Long hours of dedication, work and commitment start once Mabel arrives in Helen’s apartment and fills it with expectations and its fierce presence. The two need to get to know each other and feed each other to survive. The process brings us all back to the centuries of falconry and its very specific world and terminology that permeate the book: fearing, muting, jesses, sails… A world of its own, far from the present and its grieving veil.

We are constantly pulled back and forth between past and present in search of balance (the right flying weight) and a reason to believe that flying, lifting oneself is possible despite misery and difficulty. Mabel becomes Helen’s partner as they build their future together. With them, we learn about Terence Hanbury White’s life (1906-1964): the author, among others, of The Goshawk, relied on Medieval techniques to train his own goshawk - and failed miserably. 

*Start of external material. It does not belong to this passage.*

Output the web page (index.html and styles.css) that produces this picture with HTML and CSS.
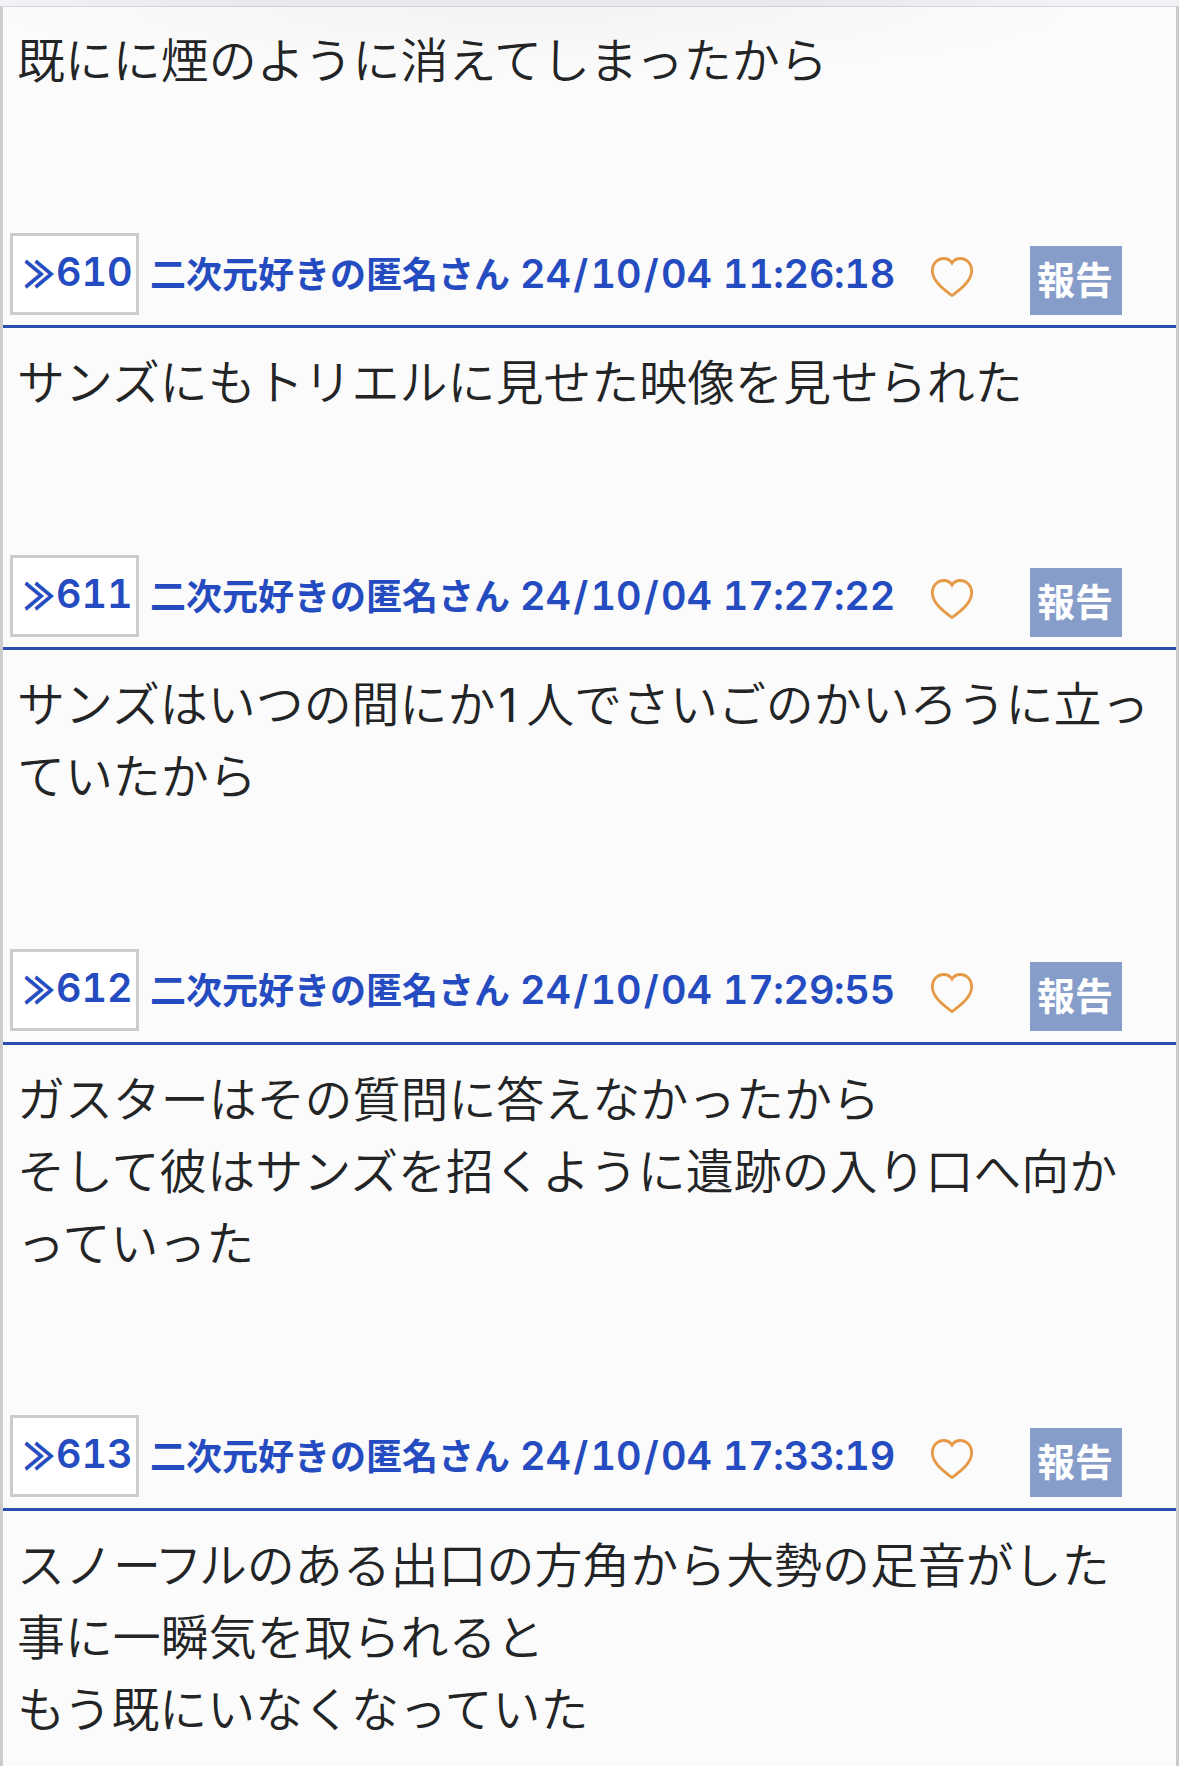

With Mabel by her side, Helen won’t travel alone along the path of recovery, back to the light of the surface and self-reliance, up to the point where she writes: “Hands are for other human hands to hold. They should not be reserved exclusively as perches for hawks.”

This rings a bell, right? Call it destiny or coincidence, it seems that “H is for Hawk” is the perfect complement to one of my favorite movies of the year: “Into the Wild”. Nature in all its roughness, cruelty and clarity confronts us with our true selves. Is nature a life-savior?